Einflussreiche europäische Außenpolitiker sind der Ansicht, Serbien könne das Ziel einer EU-Mitgliedschaft nur erreichen, wenn es nicht mehr an Kosovo festhalte. Die USA betonen, die Unabhängigkeit der Provinz könne nicht rückgängig gemacht werden, neue Verhandlungen darüber gebe es nicht.

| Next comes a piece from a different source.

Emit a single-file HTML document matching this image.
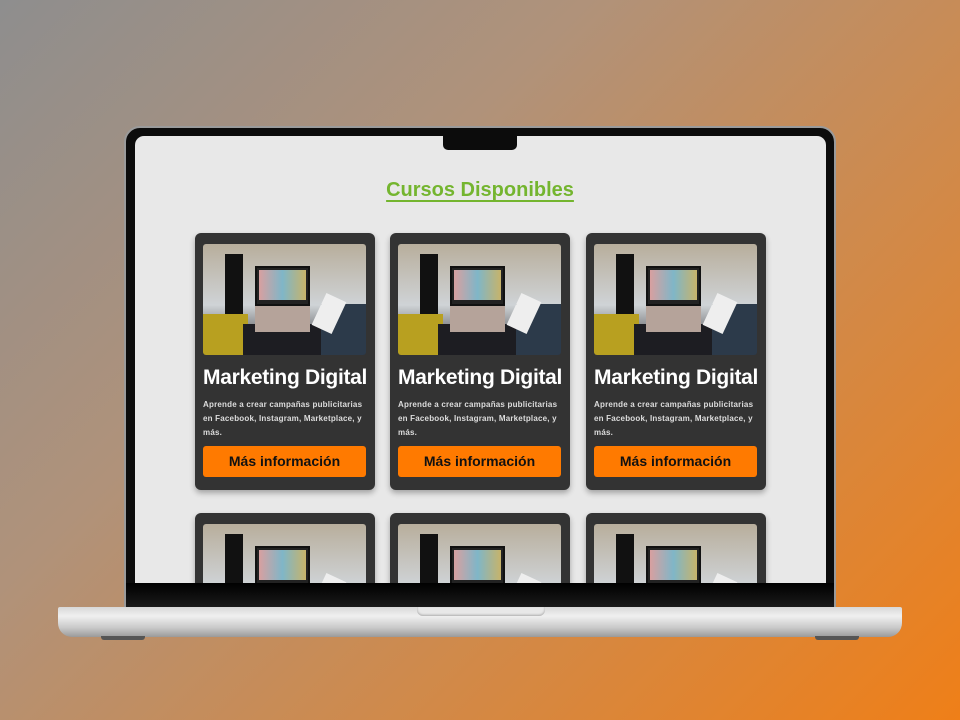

Regierungsbildung vorrangig

Der pro-europäische Vizepremier in der amtierenden serbischen Regierung, Bozidar Djelic, sieht dennoch keinen Widerspruch zwischen EU-Mitgliedschaft und Ablehnung der kosovarischen Unabhängigkeit: „Wir wollen, dass Kosovo unser ist – ohne Waffen, in Frieden – weil das unser Recht ist.“ Allerdings wolle Serbien auch schnell zu Europa gehören. Dies ist Djelic zufolge in vier bis sechs Jahren zu schaffen. „Wenn wir die neue Regierung gebildet haben, werden wir volle diplomatische Beziehungen mit Deutschland aufnehmen. Einer der ersten Staaten, die wir besuchen werden, wird Deutschland sein“, betonte Djelic.

Trotz aller Proteste gegen die kosovarische Verfassung: Ganz oben auf der politischen Agenda in Serbien steht weiter die Bildung einer neuen Regierung. Damit wird bis Ende des Monats gerechnet.